Repeat the listing that follows, character for character, minus the pictures.

········

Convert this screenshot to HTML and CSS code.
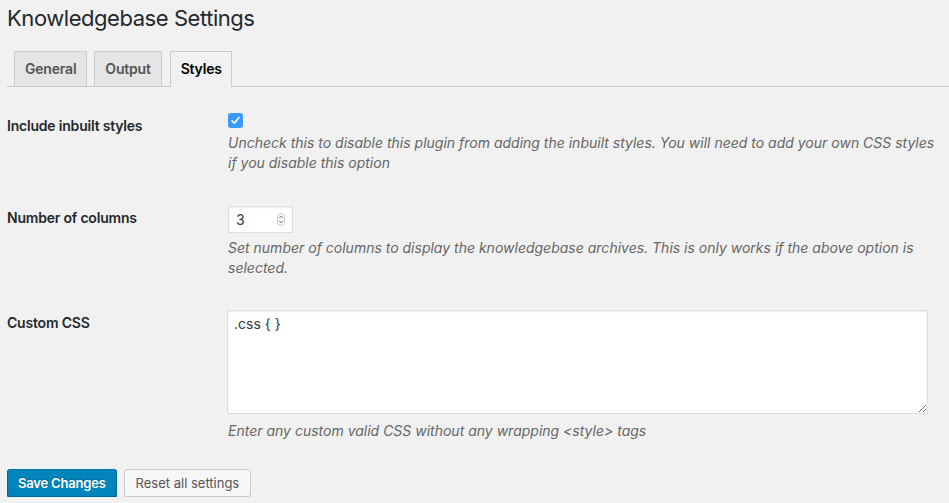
FILE: index.html
```html
<!DOCTYPE html>
<html lang="en">
<head>
<meta charset="utf-8">
<title>Knowledgebase Settings</title>
<link rel="stylesheet" href="styles.css">
</head>
<body>
<div class="wrap">
  <h1 class="title">Knowledgebase Settings</h1>
  <nav class="tabs">
    <a class="tab">General</a>
    <a class="tab">Output</a>
    <a class="tab active">Styles</a>
  </nav>
  <form class="form">
    <div class="row">
      <div class="label">Include inbuilt styles</div>
      <div class="field">
        <span class="checkbox"><svg width="15" height="15" viewBox="0 0 15 15"><rect x="0" y="0" width="15" height="15" rx="3" fill="#3b99fc"/><path d="M4 7.8 L6.3 10.2 L11 4.6" fill="none" stroke="#fff" stroke-width="1.6" stroke-linecap="round" stroke-linejoin="round"/></svg></span>
        <p class="desc">Uncheck this to disable this plugin from adding the inbuilt styles. You will need to add your own CSS styles if you disable this option</p>
      </div>
    </div>
    <div class="row">
      <div class="label">Number of columns</div>
      <div class="field">
        <div class="number"><span class="num-val">3</span><span class="spin"><svg width="8" height="13" viewBox="0 0 8 13"><path d="M2.3 5 L4 3.2 L5.7 5" fill="none" stroke="#555" stroke-width="0.9"/><path d="M2.3 8 L4 9.8 L5.7 8" fill="none" stroke="#555" stroke-width="0.9"/></svg></span></div>
        <p class="desc">Set number of columns to display the knowledgebase archives. This is only works if the above option is selected.</p>
      </div>
    </div>
    <div class="row">
      <div class="label">Custom CSS</div>
      <div class="field">
        <textarea class="css-area">.css { }</textarea>
        <p class="desc">Enter any custom valid CSS without any wrapping &lt;style&gt; tags</p>
      </div>
    </div>
    <div class="actions">
      <button type="button" class="btn primary">Save Changes</button>
      <button type="button" class="btn secondary">Reset all settings</button>
    </div>
  </form>
</div>
</body>
</html>
```
FILE: styles.css
```css
html, body {
  margin: 0;
  padding: 0;
  background: #f1f1f1;
}
body {
  font-family: Inter, "Noto Sans", "Liberation Sans", sans-serif;
  font-size: 14px;
  color: #23282d;
}
.wrap {
  padding-left: 7px;
}
.title {
  margin: 0;
  padding-top: 4px;
  font-size: 22px;
  font-weight: 400;
  letter-spacing: -0.45px;
  line-height: 29px;
  color: #23282d;
}
.tabs {
  display: flex;
  margin-top: 18px;
  border-bottom: 1px solid #ccc;
  height: 35px;
}
.tab {
  margin-left: 7px;
  height: 34px;
  padding: 0 10px;
  line-height: 34px;
  font-size: 14px;
  font-weight: 600;
  letter-spacing: -0.2px;
  color: #555;
  background: #e5e5e5;
  border: 1px solid #ccc;
  border-bottom: none;
}
.tab.active {
  background: #f1f1f1;
  color: #000;
  height: 35px;
  margin-left: 8px;
  padding: 0 9px 0 10px;
}
.form {
  margin-top: 11px;
}
.row {
  display: flex;
  padding: 16px 0 17px;
}
.label {
  width: 221px;
  flex: none;
  margin-top: 2px;
  line-height: 20px;
  font-weight: 600;
  letter-spacing: -0.2px;
}
.field {
  flex: 1;
  padding-right: 10px;
}
.checkbox {
  display: block;
  width: 15px;
  height: 15px;
  margin-top: -1px;
  margin-bottom: 5px;
}
.checkbox svg {
  display: block;
}
.desc {
  margin: 0;
  font-style: italic;
  color: #666;
  line-height: 20px;
}
.number {
  display: flex;
  align-items: center;
  justify-content: space-between;
  box-sizing: border-box;
  width: 65px;
  height: 27px;
  padding: 0 7px 0 7px;
  background: #fff;
  border: 1px solid #ddd;
  box-shadow: inset 0 1px 2px rgba(0,0,0,0.07);
  margin-bottom: 5px;
}
.num-val {
  font-size: 14px;
  color: #32373c;
}
.spin {
  display: block;
  width: 8px;
  height: 13px;
  border: 1px solid #c8c8c8;
  border-radius: 4px;
  box-sizing: border-box;
  overflow: hidden;
}
.spin svg {
  display: block;
  margin: -1px 0 0 -1px;
}
.css-area {
  display: block;
  box-sizing: border-box;
  width: calc(100% - 10px);
  margin: -1px 0 7px -1px;
  height: 104px;
  padding: 3px 6px;
  background: #fff;
  border: 1px solid #ddd;
  box-shadow: inset 0 1px 2px rgba(0,0,0,0.07);
  font-family: Inter, "Noto Sans", "Liberation Sans", sans-serif;
  font-size: 14px;
  line-height: 20px;
  color: #32373c;
  resize: both;
}
.actions {
  display: flex;
  gap: 7px;
  margin-top: 11px;
}
.btn {
  box-sizing: border-box;
  height: 28px;
  padding: 0 10px 1px;
  font-family: Inter, "Noto Sans", "Liberation Sans", sans-serif;
  font-size: 13px;
  line-height: 26px;
  border-radius: 3px;
  border: 1px solid;
  white-space: nowrap;
}
.primary {
  background: #0085ba;
  border-color: #0073aa #006799 #006799;
  box-shadow: 0 1px 0 #006799;
  color: #fff;
  font-weight: 600;
  letter-spacing: -0.2px;
  text-shadow: 0 -1px 1px #006799;
}
.secondary {
  background: #f7f7f7;
  border-color: #ccc;
  box-shadow: 0 1px 0 #ccc;
  color: #555;
  padding: 0 11px 1px;
}
```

········

> [Solution for this problem]:
Convert this screenshot to HTML and CSS code.
FILE: index.html
```html
<!DOCTYPE html>
<html lang="en">
<head>
<meta charset="utf-8">
<title>Knowledgebase Settings</title>
<link rel="stylesheet" href="styles.css">
</head>
<body>
<div class="wrap">
  <h1 class="title">Knowledgebase Settings</h1>
  <nav class="tabs">
    <a class="tab">General</a>
    <a class="tab">Output</a>
    <a class="tab active">Styles</a>
  </nav>
  <form class="form">
    <div class="row">
      <div class="label">Include inbuilt styles</div>
      <div class="field">
        <span class="checkbox"><svg width="15" height="15" viewBox="0 0 15 15"><rect x="0" y="0" width="15" height="15" rx="3" fill="#3b99fc"/><path d="M4 7.8 L6.3 10.2 L11 4.6" fill="none" stroke="#fff" stroke-width="1.6" stroke-linecap="round" stroke-linejoin="round"/></svg></span>
        <p class="desc">Uncheck this to disable this plugin from adding the inbuilt styles. You will need to add your own CSS styles if you disable this option</p>
      </div>
    </div>
    <div class="row">
      <div class="label">Number of columns</div>
      <div class="field">
        <div class="number"><span class="num-val">3</span><span class="spin"><svg width="8" height="13" viewBox="0 0 8 13"><path d="M2.3 5 L4 3.2 L5.7 5" fill="none" stroke="#555" stroke-width="0.9"/><path d="M2.3 8 L4 9.8 L5.7 8" fill="none" stroke="#555" stroke-width="0.9"/></svg></span></div>
        <p class="desc">Set number of columns to display the knowledgebase archives. This is only works if the above option is selected.</p>
      </div>
    </div>
    <div class="row">
      <div class="label">Custom CSS</div>
      <div class="field">
        <textarea class="css-area">.css { }</textarea>
        <p class="desc">Enter any custom valid CSS without any wrapping &lt;style&gt; tags</p>
      </div>
    </div>
    <div class="actions">
      <button type="button" class="btn primary">Save Changes</button>
      <button type="button" class="btn secondary">Reset all settings</button>
    </div>
  </form>
</div>
</body>
</html>
```
FILE: styles.css
```css
html, body {
  margin: 0;
  padding: 0;
  background: #f1f1f1;
}
body {
  font-family: Inter, "Noto Sans", "Liberation Sans", sans-serif;
  font-size: 14px;
  color: #23282d;
}
.wrap {
  padding-left: 7px;
}
.title {
  margin: 0;
  padding-top: 4px;
  font-size: 22px;
  font-weight: 400;
  letter-spacing: -0.45px;
  line-height: 29px;
  color: #23282d;
}
.tabs {
  display: flex;
  margin-top: 18px;
  border-bottom: 1px solid #ccc;
  height: 35px;
}
.tab {
  margin-left: 7px;
  height: 34px;
  padding: 0 10px;
  line-height: 34px;
  font-size: 14px;
  font-weight: 600;
  letter-spacing: -0.2px;
  color: #555;
  background: #e5e5e5;
  border: 1px solid #ccc;
  border-bottom: none;
}
.tab.active {
  background: #f1f1f1;
  color: #000;
  height: 35px;
  margin-left: 8px;
  padding: 0 9px 0 10px;
}
.form {
  margin-top: 11px;
}
.row {
  display: flex;
  padding: 16px 0 17px;
}
.label {
  width: 221px;
  flex: none;
  margin-top: 2px;
  line-height: 20px;
  font-weight: 600;
  letter-spacing: -0.2px;
}
.field {
  flex: 1;
  padding-right: 10px;
}
.checkbox {
  display: block;
  width: 15px;
  height: 15px;
  margin-top: -1px;
  margin-bottom: 5px;
}
.checkbox svg {
  display: block;
}
.desc {
  margin: 0;
  font-style: italic;
  color: #666;
  line-height: 20px;
}
.number {
  display: flex;
  align-items: center;
  justify-content: space-between;
  box-sizing: border-box;
  width: 65px;
  height: 27px;
  padding: 0 7px 0 7px;
  background: #fff;
  border: 1px solid #ddd;
  box-shadow: inset 0 1px 2px rgba(0,0,0,0.07);
  margin-bottom: 5px;
}
.num-val {
  font-size: 14px;
  color: #32373c;
}
.spin {
  display: block;
  width: 8px;
  height: 13px;
  border: 1px solid #c8c8c8;
  border-radius: 4px;
  box-sizing: border-box;
  overflow: hidden;
}
.spin svg {
  display: block;
  margin: -1px 0 0 -1px;
}
.css-area {
  display: block;
  box-sizing: border-box;
  width: calc(100% - 10px);
  margin: -1px 0 7px -1px;
  height: 104px;
  padding: 3px 6px;
  background: #fff;
  border: 1px solid #ddd;
  box-shadow: inset 0 1px 2px rgba(0,0,0,0.07);
  font-family: Inter, "Noto Sans", "Liberation Sans", sans-serif;
  font-size: 14px;
  line-height: 20px;
  color: #32373c;
  resize: both;
}
.actions {
  display: flex;
  gap: 7px;
  margin-top: 11px;
}
.btn {
  box-sizing: border-box;
  height: 28px;
  padding: 0 10px 1px;
  font-family: Inter, "Noto Sans", "Liberation Sans", sans-serif;
  font-size: 13px;
  line-height: 26px;
  border-radius: 3px;
  border: 1px solid;
  white-space: nowrap;
}
.primary {
  background: #0085ba;
  border-color: #0073aa #006799 #006799;
  box-shadow: 0 1px 0 #006799;
  color: #fff;
  font-weight: 600;
  letter-spacing: -0.2px;
  text-shadow: 0 -1px 1px #006799;
}
.secondary {
  background: #f7f7f7;
  border-color: #ccc;
  box-shadow: 0 1px 0 #ccc;
  color: #555;
  padding: 0 11px 1px;
}
```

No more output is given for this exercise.